Simply consider that in 2013, the fellow French luxury brand Hermès offered a $580 boomerang of its own “in java solid palissander wood” seemingly without recrimination.

Or the fact that, as Alexander Fury pointed out in T magazine apropos of the Marc Jacobs uproar, fashion has been engaged in one form or another of cultural appropriation for decades. Yves Saint Laurent’s 1967 Africa collection, anyone? Paul Poiret’s and Alexander McQueen’s embrace of Orientalism, recently on view at the Metropolitan Museum of Art’s Costume Institute show China Through the Looking Glass? John Galliano’s 1998 Dior collection, titled, in part, “Story of Princess Pocahontas?”

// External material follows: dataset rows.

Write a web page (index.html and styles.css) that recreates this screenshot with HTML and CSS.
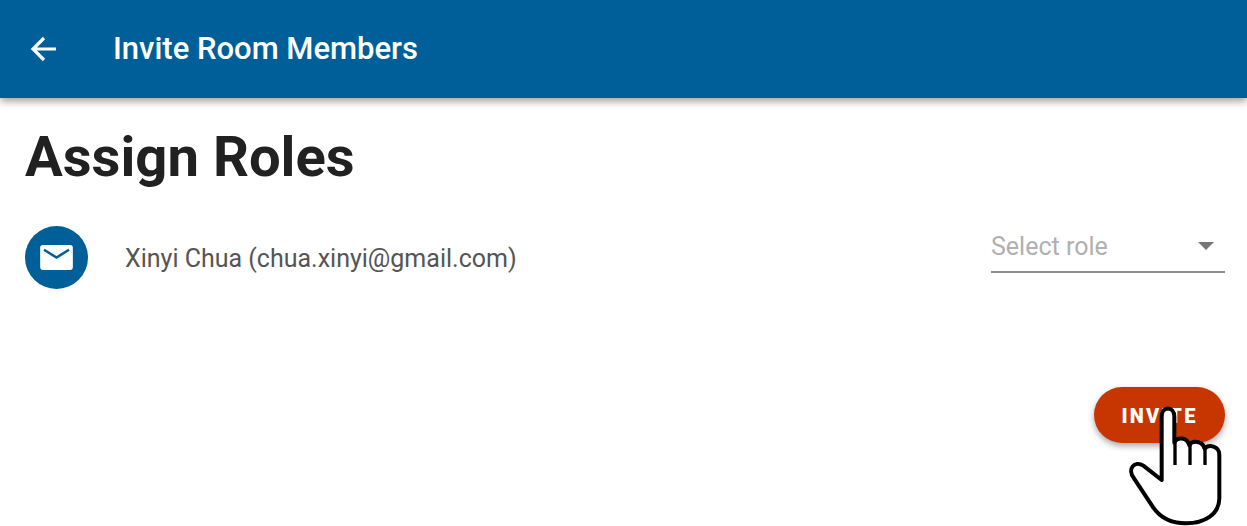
FILE: index.html
```html
<!DOCTYPE html>
<html lang="en">
<head>
    <meta charset="UTF-8">
    <title>Invite Room Members</title>
    <link rel="stylesheet" href="styles.css">
</head>
<body>

<header class="topbar">
    <svg class="topbar__back" viewBox="0 0 30 30" aria-hidden="true">
        <path d="M27 15H4M15 4L4 15l11 11" fill="none" stroke="#fff" stroke-width="3.2"/>
    </svg>
    <span class="topbar__title">Invite Room Members</span>
</header>

<main class="content">
    <h1 class="content__title">Assign Roles</h1>

    <div class="member">
        <div class="member__avatar">
            <svg viewBox="0 0 34 26" aria-hidden="true">
                <rect width="34" height="26" rx="3" fill="#fff"/>
                <path d="M4 5l13 8 13-8" fill="none" stroke="#005f99" stroke-width="2.6"/>
            </svg>
        </div>
        <span class="member__name">Xinyi Chua (chua.xinyi@gmail.com)</span>
        <div class="member__select">
            <span>Select role</span>
            <i class="member__caret"></i>
        </div>
    </div>

    <div class="actions">
        <div class="actions__wrap">
            <button class="actions__invite">INVITE</button>
            <svg class="actions__hand" viewBox="0 0 561 468" aria-hidden="true">
                <path d="M305 330V140c0-33 38-33 38 0v78c8-18 38-18 45 8 8-16 40-14 46 10 12-14 44-8 44 18v130c0 50-45 76-100 76-50 0-80-20-100-50l-56-85c-22-28 2-55 28-38z" fill="#fff" stroke="#000" stroke-width="12" stroke-linejoin="round"/>
                <path d="M345 215v70M390 225v60M435 235v50" fill="none" stroke="#000" stroke-width="10"/>
            </svg>
        </div>
    </div>
</main>

</body>
</html>
```

FILE: styles.css
```css
* {
    box-sizing: border-box;
}
html, body {
    height: 100%;
}
body {
    margin: 0;
    background: #fff;
    font-family: 'Roboto', sans-serif;
    overflow: hidden;
}

/* Top bar */
.topbar {
    display: flex;
    align-items: center;
    height: 98px;
    padding-left: 29px;
    background: #005f99;
    color: #fff;
    box-shadow: 0 3px 8px rgba(0, 0, 0, 0.4);
}
.topbar__back {
    width: 30px;
    height: 30px;
}
.topbar__title {
    margin-left: 54px;
    margin-top: -2px;
    font-size: 31px;
    font-weight: 500;
}

/* Content */
.content {
    padding: 0 22px 0 25px;
}
.content__title {
    margin: 24px 0 0;
    font-size: 56.2px;
    line-height: 70px;
    font-weight: 700;
    color: #212121;
}
.member {
    display: flex;
    align-items: center;
    margin-top: 34px;
    height: 63px;
    color: #555;
    font-size: 25px;
}
.member__avatar {
    display: flex;
    align-items: center;
    justify-content: center;
    width: 63px;
    height: 63px;
    border-radius: 50%;
    background: #005f99;
}
.member__avatar svg {
    width: 33px;
    height: 25px;
}
.member__name {
    margin-left: 37px;
    padding-top: 2px;
}
.member__select {
    display: flex;
    align-items: center;
    justify-content: space-between;
    align-self: flex-start;
    width: 234px;
    height: 47px;
    margin-left: auto;
    padding-right: 11px;
    padding-bottom: 5px;
    border-bottom: 2px solid #8e8e8e;
    color: #b0b0b0;
}
.member__caret {
    width: 0;
    height: 0;
    border-left: 8px solid transparent;
    border-right: 8px solid transparent;
    border-top: 8px solid #757575;
}

/* Invite button */
.actions {
    display: flex;
    justify-content: flex-end;
    margin-top: 98px;
}
.actions__wrap {
    position: relative;
}
.actions__invite {
    display: block;
    width: 131px;
    height: 56px;
    padding-top: 2px;
    border: none;
    border-radius: 28px;
    background: #c73500;
    color: #fff;
    font-family: 'Roboto', sans-serif;
    font-size: 20px;
    font-weight: 900;
    letter-spacing: 2.2px;
    box-shadow: 0 3px 6px rgba(0, 0, 0, 0.35);
}
.actions__hand {
    position: absolute;
    left: -34px;
    top: -17px;
    width: 187px;
    height: 156px;
}
```
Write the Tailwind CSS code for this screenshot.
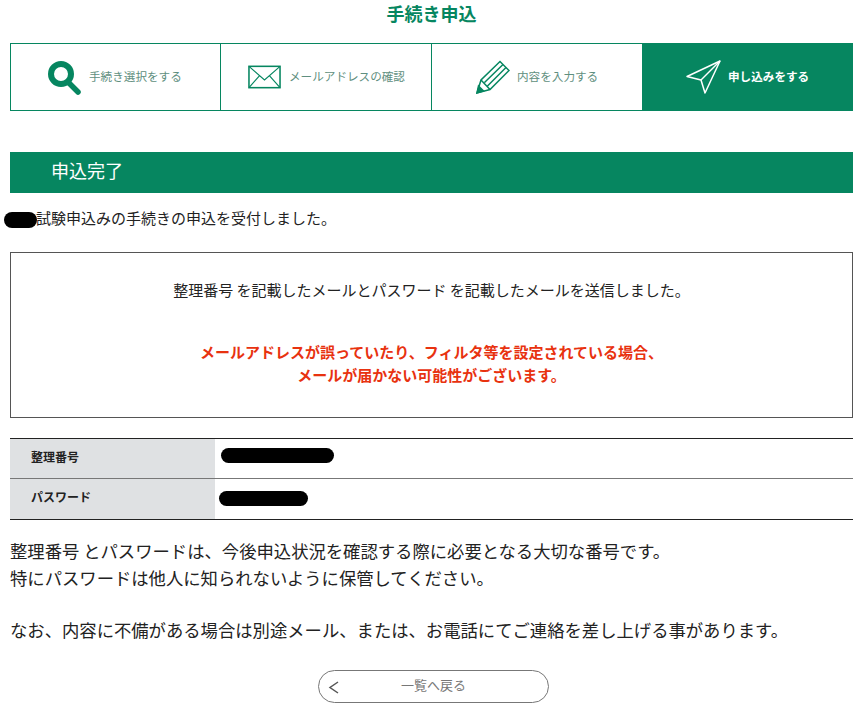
<!DOCTYPE html>
<html lang="ja">
<head>
  <meta charset="UTF-8" />
  <title>手続き申込</title>
  <script src="https://cdn.jsdelivr.net/npm/@tailwindcss/browser@4"></script>
</head>
<body class="bg-white font-['Noto_Sans_CJK_JP',sans-serif] text-[#222] overflow-hidden">
  <div class="w-[858px] h-[710px] pl-[10px] pr-[5px]">
    <h1 class="h-[43px] text-center text-[18px] leading-[26px] font-bold text-[#068660]">手続き申込</h1>

    <!-- steps -->
    <ol class="flex h-[68px] border border-[#068660]">
      <li class="w-[210px] flex items-center border-r border-[#068660] pl-[36px]">
        <svg class="w-[35px] h-[35px] mr-[7px]" viewBox="0 0 35 35" fill="none" stroke="#068660">
          <circle cx="14" cy="14" r="10" stroke-width="6"/>
          <path d="M22 23 L31 32" stroke-width="5.5" stroke-linecap="round"/>
        </svg>
        <span class="text-[11.6px] text-[#5f8f80]">手続き選択をする</span>
      </li>
      <li class="w-[211px] flex items-center border-r border-[#068660] pl-[27px]">
        <svg class="w-[33px] h-[24px] mr-[8px]" viewBox="0 0 34 24" fill="none" stroke="#068660">
          <rect x="1" y="1" width="32" height="22" stroke-width="1.6"/>
          <path d="M1 1 L17 15 L33 1 M1 23 L12 10.5 M33 23 L22 10.5" stroke-width="1.2"/>
        </svg>
        <span class="text-[11.6px] text-[#5f8f80]">メールアドレスの確認</span>
      </li>
      <li class="w-[210px] flex items-center pl-[43px]">
        <svg class="w-[35px] h-[35px] mr-[7px]" viewBox="0 0 35 35" fill="none" stroke="#068660" stroke-width="1.5">
          <path d="M2 33 L6 20 L25 1.5 L34 10.5 L15 29.5 Z"/>
          <path d="M6 20 L15 29.5 M9.5 22.5 L28 4.5 M12.5 26 L31 7.5"/>
          <path d="M2 33 L3.5 26 L8.5 31 Z" fill="#068660"/>
        </svg>
        <span class="text-[11.6px] text-[#5f8f80]">内容を入力する</span>
      </li>
      <li class="flex-1 flex items-center bg-[#068660] pl-[44px]">
        <svg class="w-[35px] h-[35px] mr-[7px]" viewBox="0 0 35 35" fill="none" stroke="#fff" stroke-width="1.5" stroke-linejoin="round">
          <path d="M1 16.5 L34 1 L19 33 L15 20 Z"/>
          <path d="M15 20 L34 1"/>
        </svg>
        <span class="text-[11.6px] font-bold text-white">申し込みをする</span>
      </li>
    </ol>

    <h2 class="mt-[41px] h-[41px] bg-[#068660] pl-[41px] text-[18px] leading-[37px] text-white">申込完了</h2>

    <div class="relative mt-[13px] h-[37px] pl-[26px] text-[15px] leading-[24px]">
      <span class="absolute left-[-6px] top-[6px] w-[33px] h-[16px] rounded-full bg-black"></span>
      試験申込みの手続きの申込を受付しました。
    </div>

    <div class="mt-[9px] h-[166px] border border-[#555] pt-[25px] text-center text-[15px]">
      <p class="leading-[24px]">整理番号 を記載したメールとパスワード を記載したメールを送信しました。</p>
      <p class="mt-[38px] font-bold text-[#e8320f] leading-[23px]">メールアドレスが誤っていたり、フィルタ等を設定されている場合、<br />メールが届かない可能性がございます。</p>
    </div>

    <!-- number table -->
    <dl class="mt-[20px] border-y border-[#222] text-[12px]">
      <div class="flex h-[40px] border-b border-[#777]">
        <dt class="w-[205px] bg-[#dfe1e3] pl-[21px] font-bold leading-[35px]">整理番号</dt>
        <dd class="flex-1 relative"><span class="absolute left-[6px] top-[9px] w-[113px] h-[15px] rounded-full bg-black"></span></dd>
      </div>
      <div class="flex h-[40px]">
        <dt class="w-[205px] bg-[#dfe1e3] pl-[21px] font-bold leading-[35px]">パスワード</dt>
        <dd class="flex-1 relative"><span class="absolute left-[4px] top-[12px] w-[89px] h-[15px] rounded-full bg-black"></span></dd>
      </div>
    </dl>

    <div class="mt-[17px] text-[17.33px] leading-[27px]">
      <p>整理番号 とパスワードは、今後申込状況を確認する際に必要となる大切な番号です。</p>
      <p>特にパスワードは他人に知られないように保管してください。</p>
      <p class="mt-[25px]">なお、内容に不備がある場合は別途メール、または、お電話にてご連絡を差し上げる事があります。</p>
    </div>

    <div class="mt-[27px] flex justify-center pl-[4px]">
      <a class="relative w-[231px] h-[33px] rounded-full border border-[#777] text-center text-[13px] leading-[28px] text-[#777]">
        <svg class="absolute left-[9px] top-[10px] w-[11px] h-[13px]" viewBox="0 0 11 13" fill="none" stroke="#555" stroke-width="1.5"><path d="M10 1 L2 6.5 L10 12"/></svg>
        一覧へ戻る
      </a>
    </div>
  </div>
</body>
</html>
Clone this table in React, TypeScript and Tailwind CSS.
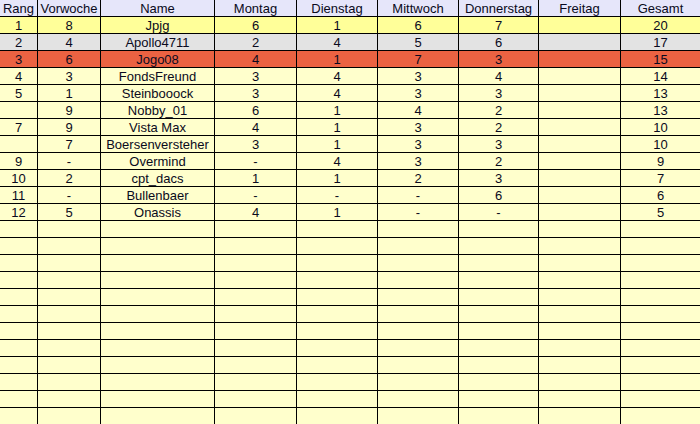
const header = ["Rang", "Vorwoche", "Name", "Montag", "Dienstag", "Mittwoch", "Donnerstag", "Freitag", "Gesamt"];

const rows: string[][] = [
  ["1", "8", "Jpjg", "6", "1", "6", "7", "", "20"],
  ["2", "4", "Apollo4711", "2", "4", "5", "6", "", "17"],
  ["3", "6", "Jogo08", "4", "1", "7", "3", "", "15"],
  ["4", "3", "FondsFreund", "3", "4", "3", "4", "", "14"],
  ["5", "1", "Steinbooock", "3", "4", "3", "3", "", "13"],
  ["", "9", "Nobby_01", "6", "1", "4", "2", "", "13"],
  ["7", "9", "Vista Max", "4", "1", "3", "2", "", "10"],
  ["", "7", "Boersenversteher", "3", "1", "3", "3", "", "10"],
  ["9", "-", "Overmind", "-", "4", "3", "2", "", "9"],
  ["10", "2", "cpt_dacs", "1", "1", "2", "3", "", "7"],
  ["11", "-", "Bullenbaer", "-", "-", "-", "6", "", "6"],
  ["12", "5", "Onassis", "4", "1", "-", "-", "", "5"],
];

const empty = Array.from({ length: 12 }, () => Array(9).fill(""));
const allRows = [...rows, ...empty];

function rowBg(i: number) {
  if (i === 0) return "bg-[#ffff99]";
  if (i === 1) return "bg-[#e3e3e3]";
  if (i === 2) return "bg-[#eb6242]";
  return "bg-[#ffffcc]";
}

export default function App() {
  return (
    <div className="w-[700px] h-[424px] overflow-hidden bg-black font-['Liberation_Sans',Arial,sans-serif] text-[13px] text-[#0a0a20]">
      <div className="grid grid-cols-[37px_62px_113px_81px_80px_80px_79px_81px_79px] auto-rows-[16px] gap-px">
        {header.map((h) => (
          <div key={h} className="bg-[#e6e6fa] flex items-center justify-center leading-none whitespace-nowrap">
            {h}
          </div>
        ))}
        {allRows.map((r, i) =>
          r.map((c, j) => (
            <div key={`${i}-${j}`} className={`${rowBg(i)} flex items-center justify-center leading-none whitespace-nowrap`}>
              {c}
            </div>
          ))
        )}
      </div>
    </div>
  );
}
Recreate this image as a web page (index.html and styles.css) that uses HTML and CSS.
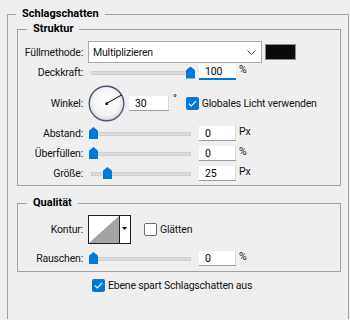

So what changed? The issue seems to be a combination of heightened cultural sensitivity broadly speaking and newly empowered digital activists.

In a comment piece for NITV, Australia’s National Indigenous Television, the journalist Madeline Hayman-Reber, a self-described “proud Gomeroi woman,” wrote: “Our artists spend hours and hours telling stories more than 50,000 years old through a variety of mediums, including painting, song, dance, creating weapons and instruments. They are telling the stories of our people and their personal experiences. They do this not just to express themselves, but to share our culture with the world.”

By contrast, the Chanel boomerang has no story, and no deeper meaning.

And whereas once borrowing inspiration (a synonym for cultural appropriation) might have been seen as an acknowledgment of the value of that creation, now it is viewed as stealing.

This is especially true when it comes to offerings like the Chanel boomerang, where there doesn’t seem to be any particular added value to the item — it’s not as if Chanel took the object and “Chanel-ified” it in any apparent way, other than to plunk their logo in the middle. The average weekend boomerang, for example, is sold on Amazon for about $14.95.

So what’s a brand to do? Never look to another culture for ideas? Hide in its little box until President Trump tweets and the digisphere is distracted by another issue?

Perhaps the answer is simply to broaden the tent. Imagine, for example, if Chanel has enlisted actual Aboriginal artisans in the making of their product; if they had earmarked some percentage of sales for Aboriginal causes, and spent time with them. If instead of simply seeming to profit from other people’s history and symbolism, they enabled it? Would the reaction have been so furious?

Maybe. But at the very least, Chanel would probably have had some on-the-ground defenders.

There have been enough of these sorts of minifurors lately that you would think brands would learn from them instead of repeating them. Perhaps it’s time to begin.